A New York Times journalist reported on Harvey Weinstein’s sexual misconduct in 2004, but after intense pressure from Weinstein — including personal calls to the reporter from actors Matt Damon and Russell Crowe —the paper or record reportedly “gutted” the story.
“I was told at the time that Weinstein had visited the newsroom in person to make his displeasure known. I knew he was a major advertiser in the Times, and that he was a powerful person overall,” the former reporter, Sharon Waxman, recently wrote in a first-person piece for TheWrap.
“But I had the facts, and this was the Times. Right? Wrong,” Waxman recounted, noting that the story that did run focused on Miramax firing an Italian executive — and stripped it of any reference to the allegations waged against the media mogul, including that the fired Italian executive didn’t actually know anything about film. According to multiple accounts, Fabrizio Lombardo was paid hundreds of thousands of dollars for his “real job,” which was taking care of Weinstein’s “women needs.”
According to multiple accounts, Fabrizio Lombardo was paid hundreds of thousands of dollars for his “real job,” which was taking care of Weinstein’s “women needs.”

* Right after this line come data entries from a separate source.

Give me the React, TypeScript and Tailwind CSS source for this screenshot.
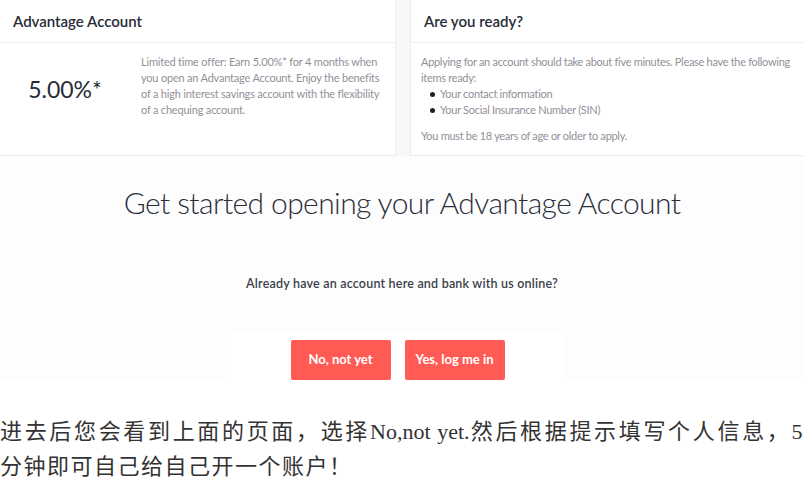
import React from 'react';

const bankFont = { fontFamily: 'Lato, Roboto, "Noto Sans", sans-serif' };

function OfferCard() {
  return (
    <div className="w-[396px] bg-white border-r border-b border-[#ececec]">
      <div className="h-[43px] flex items-center px-[13px] border-b border-[#efefef] text-[15px] font-semibold text-[#272c38]">
        Advantage Account
      </div>
      <div className="flex pt-[11px]">
        <div className="w-[130px] flex justify-center pt-[20px]">
          <span className="text-[23px] text-[#272c38] leading-[30px]">5.00%*</span>
        </div>
        <p className="w-[252px] pl-[11px] text-[11px] leading-[16px] tracking-[-0.2px] text-[#938f99]">
          Limited time offer: Earn 5.00%* for 4 months when you open an Advantage Account. Enjoy the benefits of a high interest savings account with the flexibility of a chequing account.
        </p>
      </div>
    </div>
  );
}

function ReadyCard() {
  return (
    <div className="flex-1 bg-white border-l border-b border-[#ececec]">
      <div className="h-[43px] flex items-center pl-[13px] border-b border-[#efefef] text-[15px] font-semibold text-[#272c38]">
        Are you ready?
      </div>
      <div className="pt-[11px] pl-[10px] pr-[6px] text-[11px] leading-[16px] tracking-[-0.3px] text-[#938f99]">
        <p>Applying for an account should take about five minutes. Please have the following items ready:</p>
        <ul className="pl-[9px]">
          <li className="flex items-center gap-[5px]">
            <span className="w-[5px] h-[5px] rounded-full bg-[#222]" />
            Your contact information
          </li>
          <li className="flex items-center gap-[5px]">
            <span className="w-[5px] h-[5px] rounded-full bg-[#222]" />
            Your Social Insurance Number (SIN)
          </li>
        </ul>
        <p className="mt-[10px]">You must be 18 years of age or older to apply.</p>
      </div>
    </div>
  );
}

export default function App() {
  return (
    <div className="w-[811px] h-[488px] bg-white overflow-hidden">
      <div className="w-[804px] h-[380px] bg-[#fdfdfd] flex flex-col" style={bankFont}>
        <div className="flex gap-[14px] h-[156px] bg-[#f8f8f8]">
          <OfferCard />
          <ReadyCard />
        </div>
        <h1 className="mt-[28px] text-center text-[30px] leading-[36px] font-light tracking-[-0.6px] text-[#2a2f3b]">
          Get started opening your Advantage Account
        </h1>
        <p className="mt-[56px] text-center text-[12.5px] leading-[16px] font-semibold tracking-[0.2px] text-[#3a3f4a]">
          Already have an account here and bank with us online?
        </p>
        <div className="mt-[40px] ml-[230px] w-[335px] h-[48px] bg-white flex justify-center items-end gap-[14px]">
          <button className="w-[100px] h-[40px] bg-[#ff5b54] rounded-[2px] text-white text-[13px] font-bold">
            No, not yet
          </button>
          <button className="w-[100px] h-[40px] bg-[#ff5b54] rounded-[2px] text-white text-[13px] font-bold">
            Yes, log me in
          </button>
        </div>
      </div>
      <div
        className="mt-[34px] w-[804px] text-[22px] leading-[35px] tracking-[1.5px] text-[#333]"
        style={{ fontFamily: '"Liberation Serif", "Noto Sans CJK SC", serif' }}
      >
        <p className="text-justify [text-align-last:justify]">
          进去后您会看到上面的页面，选择<span className="tracking-normal">No,not yet.</span>然后根据提示填写个人信息，5
        </p>
        <p>分钟即可自己给自己开一个账户！</p>
      </div>
    </div>
  );
}
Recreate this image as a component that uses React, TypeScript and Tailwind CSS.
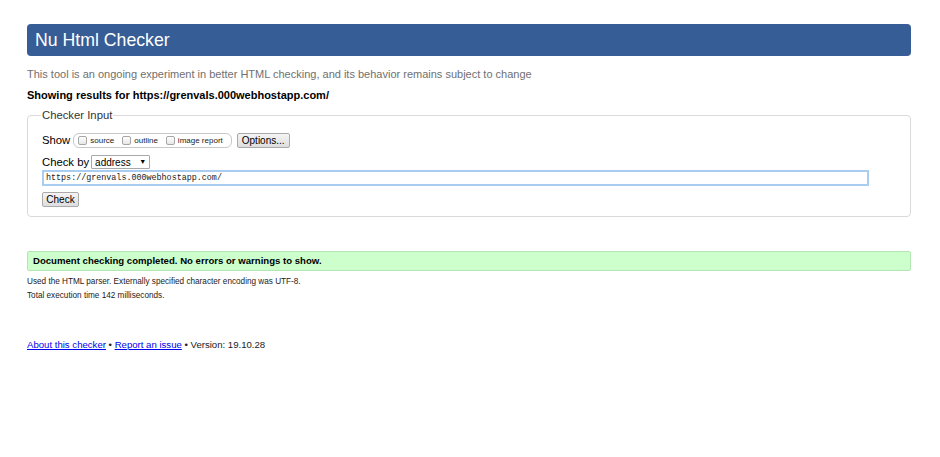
import React from "react";

const Box = ({ label }: { label: string }) => (
  <span className="flex items-center gap-[3px] mr-[8px]">
    <span className="inline-block w-[9px] h-[9px] border border-[#a6a6a6] rounded-[2px] bg-gradient-to-b from-white to-[#e6e6e6]" />
    <span className="text-[8px] text-[#222]">{label}</span>
  </span>
);

const App = () => {
  return (
    <div className="w-[940px] h-[457px] bg-white font-['Liberation_Sans',Arial,sans-serif] text-black">
      <div className="ml-[27px] w-[884px] pt-[24px]">
        <h1 className="h-[32px] bg-[#365d95] rounded-[4px] text-white text-[17.7px] leading-[32px] pl-[8px]">
          Nu Html Checker
        </h1>
        <p className="mt-[11px] text-[11px] leading-[14px] text-[#707070]">
          This tool is an ongoing experiment in better HTML checking, and its behavior remains subject to change
        </p>
        <p className="mt-[7px] text-[11px] leading-[14px] font-bold">
          Showing results for https://grenvals.000webhostapp.com/
        </p>

        <fieldset className="mt-[5px] border border-[#d9d9d9] rounded-[4px] px-[14px] pb-[6px]">
          <legend className="text-[11.3px] text-[#333] px-[1px] ml-[-1px]">Checker Input</legend>
          <div className="flex items-center mt-[8px] h-[18px]">
            <span className="text-[11.3px] mr-[3px]">Show</span>
            <span className="flex items-center h-[15px] pl-[4px] border border-[#c8c8c8] rounded-[6px]">
              <Box label="source" />
              <Box label="outline" />
              <Box label="image report" />
            </span>
            <button className="ml-[5px] h-[15px] px-[4px] text-[10px] leading-[13px] border border-[#a9a9a9] rounded-[2px] bg-gradient-to-b from-[#f4f4f4] to-[#dedede]">
              Options...
            </button>
          </div>
          <div className="flex items-center mt-[5px] h-[15px]">
            <span className="text-[11.3px] mr-[2px]">Check by</span>
            <span className="flex items-center justify-between w-[59px] h-[14px] border border-[#a9a9a9] rounded-[1px] px-[3px] text-[10px]">
              address
              <span className="text-[7px]">▼</span>
            </span>
          </div>
          <div className="w-[827px] h-[16px] border-2 border-[#a8cdf1] flex items-center px-[2px] font-['Liberation_Mono',monospace] text-[8.4px] text-[#222]">
            https://grenvals.000webhostapp.com/
          </div>
          <button className="mt-[3px] h-[15px] w-[37px] text-[10px] leading-[13px] border border-[#a9a9a9] rounded-[2px] bg-gradient-to-b from-[#f4f4f4] to-[#dedede]">
            Check
          </button>
        </fieldset>

        <div className="mt-[34px] h-[20px] bg-[#ccffcc] border border-[#b3e6b3] rounded-[2px] flex items-center pl-[5px] text-[9.6px] font-bold">
          Document checking completed. No errors or warnings to show.
        </div>
        <p className="mt-[4px] text-[8.2px] leading-[14px] text-[#222]">
          Used the HTML parser. Externally specified character encoding was UTF-8.
        </p>
        <p className="text-[8.2px] leading-[14px] text-[#222]">Total execution time 142 milliseconds.</p>

        <p className="mt-[35px] text-[9.6px] leading-[14px] text-[#222]">
          <a href="#" className="text-[#0000ee] underline">About this checker</a>
          {" • "}
          <a href="#" className="text-[#0000ee] underline">Report an issue</a>
          {" • Version: 19.10.28"}
        </p>
      </div>
    </div>
  );
};

export default App;
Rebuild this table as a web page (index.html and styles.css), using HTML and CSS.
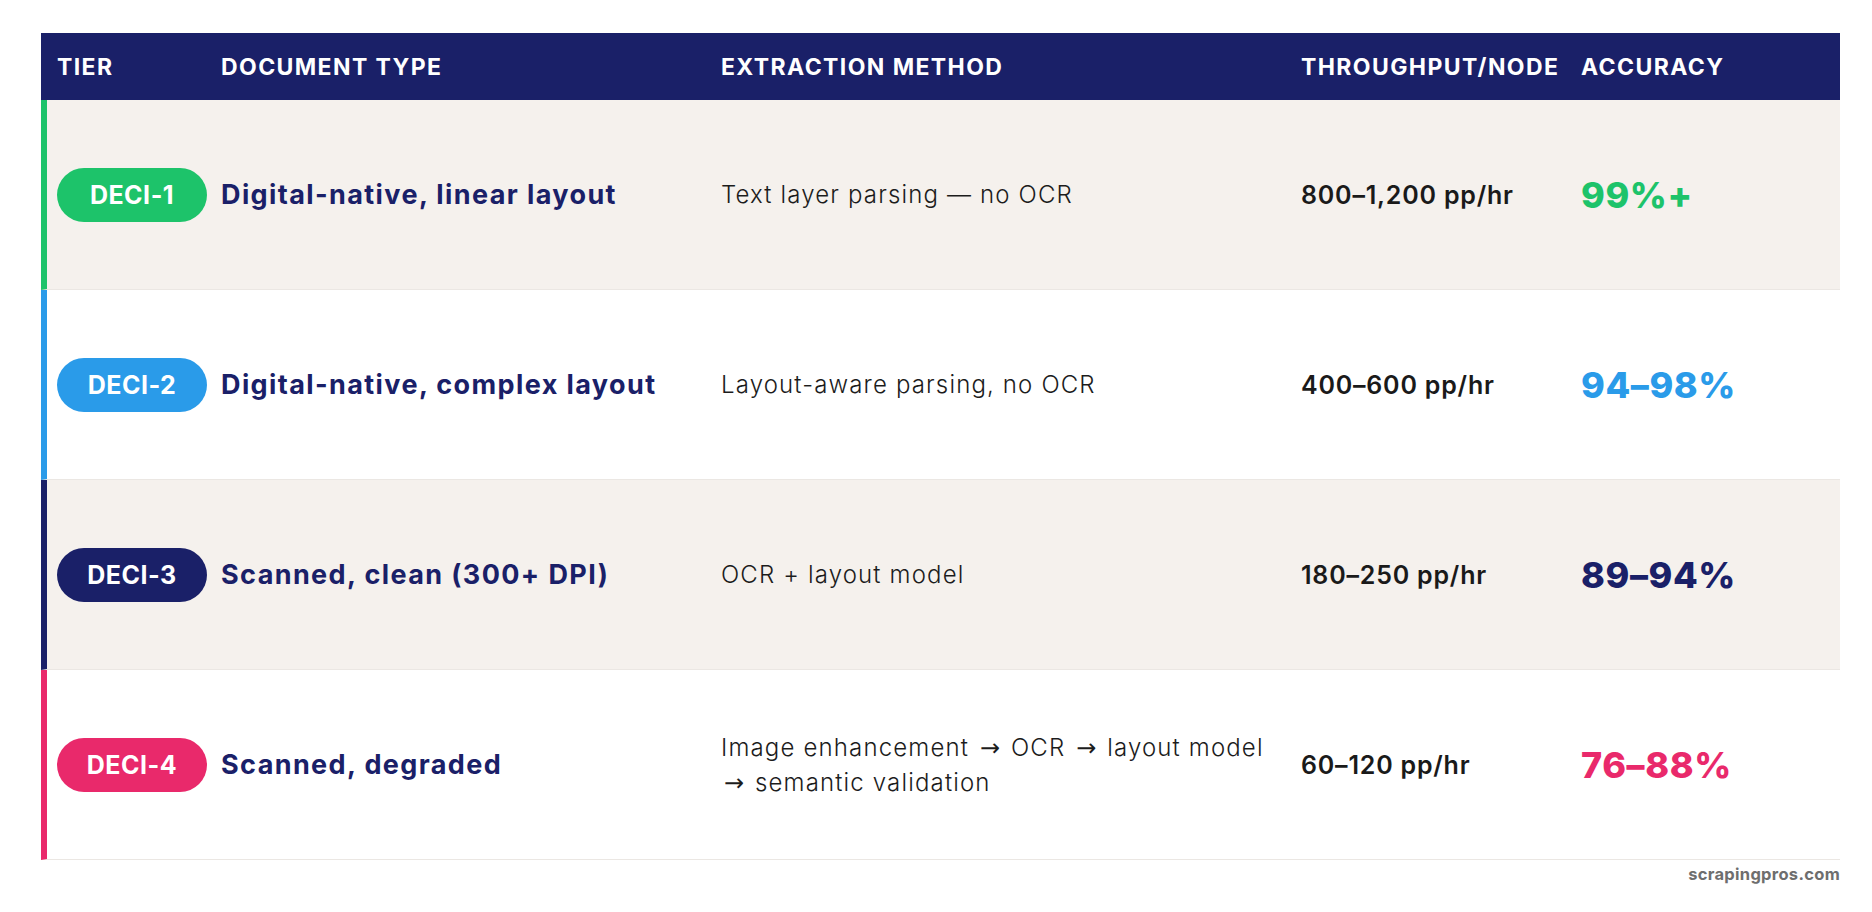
FILE: index.html
```html
<!DOCTYPE html>
<html lang="en">
<head>
<meta charset="utf-8">
<title>DECI tiers</title>
<link rel="stylesheet" href="styles.css">
</head>
<body>
<div class="wrap">
  <div class="table">
    <div class="row head">
      <div class="cell">TIER</div>
      <div class="cell">DOCUMENT TYPE</div>
      <div class="cell">EXTRACTION METHOD</div>
      <div class="cell">THROUGHPUT/NODE</div>
      <div class="cell">ACCURACY</div>
    </div>
    <div class="row t1 alt">
      <div class="cell"><span class="pill">DECI-1</span></div>
      <div class="cell doc">Digital-native, linear layout</div>
      <div class="cell method">Text layer parsing — no OCR</div>
      <div class="cell thr">800–1,200 pp/hr</div>
      <div class="cell acc">99%+</div>
    </div>
    <div class="row t2">
      <div class="cell"><span class="pill">DECI-2</span></div>
      <div class="cell doc">Digital-native, complex layout</div>
      <div class="cell method">Layout-aware parsing, no OCR</div>
      <div class="cell thr">400–600 pp/hr</div>
      <div class="cell acc">94–98%</div>
    </div>
    <div class="row t3 alt">
      <div class="cell"><span class="pill">DECI-3</span></div>
      <div class="cell doc">Scanned, clean (300+ DPI)</div>
      <div class="cell method">OCR + layout model</div>
      <div class="cell thr">180–250 pp/hr</div>
      <div class="cell acc">89–94%</div>
    </div>
    <div class="row t4">
      <div class="cell"><span class="pill">DECI-4</span></div>
      <div class="cell doc">Scanned, degraded</div>
      <div class="cell method">Image enhancement <span class="arr">→</span> OCR <span class="arr">→</span> layout model<br><span class="arr">→</span> semantic validation</div>
      <div class="cell thr">60–120 pp/hr</div>
      <div class="cell acc">76–88%</div>
    </div>
  </div>
  <div class="source">scrapingpros.com</div>
</div>
</body>
</html>
```

FILE: styles.css
```css
* { box-sizing: border-box; }
html, body { margin: 0; padding: 0; background: #ffffff; }
body { font-family: Inter, "Liberation Sans", sans-serif; }

.wrap {
  margin: 33px 32px 0 41px;
}

.table {
  display: flex;
  flex-direction: column;
}

.row {
  display: grid;
  grid-template-columns: 164px 500px 580px 280px 1fr;
  align-items: center;
  border-left: 6px solid var(--c);
  background: #ffffff;
}

.row.alt { background: #f5f1ed; }

.row .cell { padding-left: 10px; white-space: nowrap; }

.head {
  --c: #1a2068;
  background: #1a2068;
  height: 67px;
  color: #ffffff;
  font-weight: 700;
  font-size: 23px;
  letter-spacing: 1.4px;
}

.t1 { --c: #1dc36a; }
.t2 { --c: #2a9be9; }
.t3 { --c: #1a2068; }
.t4 { --c: #e9296b; }

.row:not(.head) {
  height: 190px;
  border-bottom: 1px solid #ebe7e3;
}

.pill {
  display: flex;
  align-items: center;
  justify-content: center;
  width: 150px;
  height: 54px;
  border-radius: 27px;
  background: var(--c);
  color: #ffffff;
  font-weight: 700;
  font-size: 25px;
  letter-spacing: 0.5px;
}

.doc {
  color: #1a2068;
  font-weight: 700;
  font-size: 27px;
  letter-spacing: 1.4px;
}

.method {
  color: #1c1c1c;
  font-weight: 300;
  font-size: 24px;
  line-height: 35px;
  letter-spacing: 1.15px;
}

.arr {
  font-family: "DejaVu Sans", sans-serif;
  font-weight: 400;
  font-size: 24px;
  line-height: 1;
  letter-spacing: 0;
  margin: 0 3px;
}

.thr {
  color: #1a1a1a;
  font-weight: 600;
  font-size: 25px;
  letter-spacing: 0.8px;
}

.acc {
  color: var(--c);
  font-weight: 800;
  font-size: 36px;
  letter-spacing: 0.6px;
}

.source {
  text-align: right;
  color: #6e6e6e;
  font-weight: 700;
  font-size: 16.5px;
  letter-spacing: 0.3px;
  margin-top: 4px;
}
```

Multiple people also referenced nights he hired Russian escorts, Waxman said, and she also spoke to a “terrified” woman who said she was paid off to keep quiet about an unwanted sexual encounter with Weinstein.
The point of rehashing this, according to Waxman, is in response to a Jim Rutenberg column slamming Weinstein’s “media enablers.”
“Until now,” Rutenberg wrote, “no journalistic outfit had been able, or perhaps willing, to nail the details and hit publish.”
According to Waxman, that includes the New York Times.